The local constables were to submit returns listing the settlers whose farms were affected by flood, the number of persons in their families, the size of their farms, and the number of animals in their flocks and herds. These returns, on the relevant form, were to go to the Principal Magistrate, William Cox, and from him to the Governor. The Acting Surveyor was then to mark out allotments.

Following this process, settlers were to erect houses as soon as possible and move in. The houses were to be of brick or weather-board, with brick chimneys and shingled roofs, and were to be no less than nine feet high. Official plans for the houses and offices would be left with the District Constable, and each settler had to build in conformity with these plans.

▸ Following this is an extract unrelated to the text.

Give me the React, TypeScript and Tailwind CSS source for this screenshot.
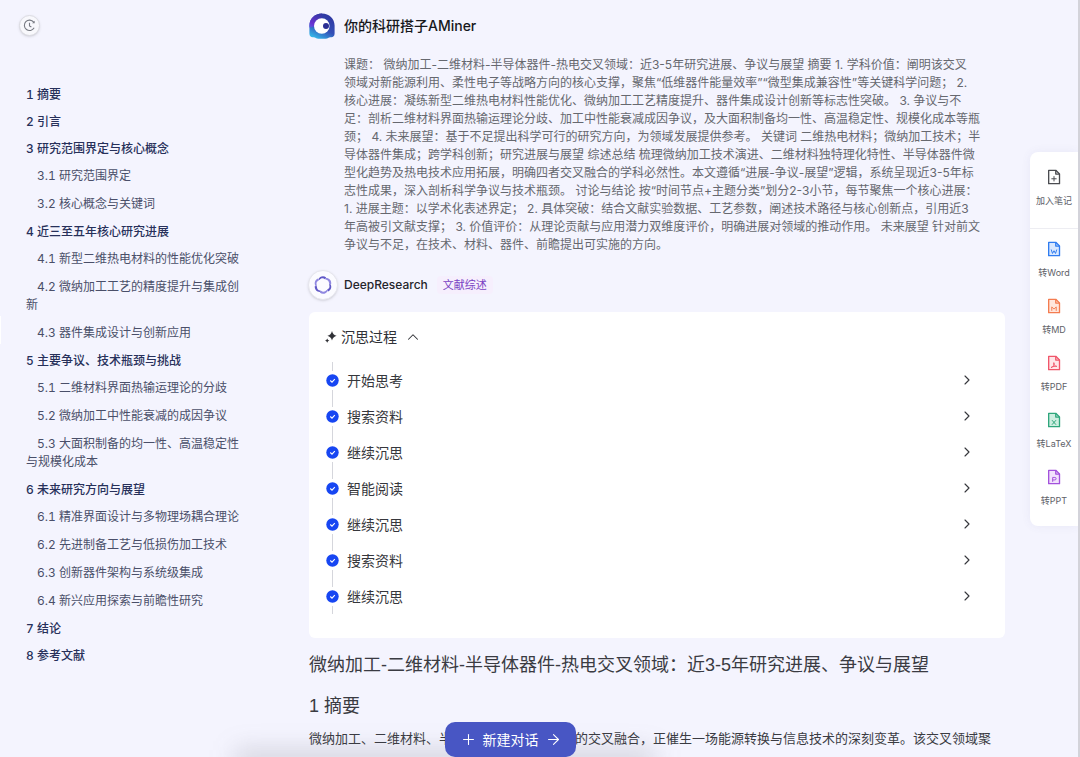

Christmas Day holiday and services

Just before Christmas in the same year, the Sydney Gazette also carried orders concerning Christmas Day (which fell on a Tuesday). ‘By divine Permission’ the church of St. Phillip, at Sydney, was to be consecrated on that day by the Principal Chaplain, Rev. Samuel Marsden. The Governor announced that he ‘is pleased to dispense with the Labour of all the Prisoners, and other Men working for the Government, on Christmas Day and the Day following.’ They were required to work as usual on other days of the week. Moreover, they were required on Christmas Day to parade at the usual hour and place for Divine Service.

Sydney Gazette and New South Wales Advertiser 15/12/1810, p. 1; similarly, ibid., 22/12/1810, p. 1. Cf. ‘The Macquarie Towns’, State Library of NSW website. St. Phillip’s church: Sydney Gazette and New South Wales Advertiser 22/12/1810, pp. 2-3. Christmas Day holiday: ibid., p. 3.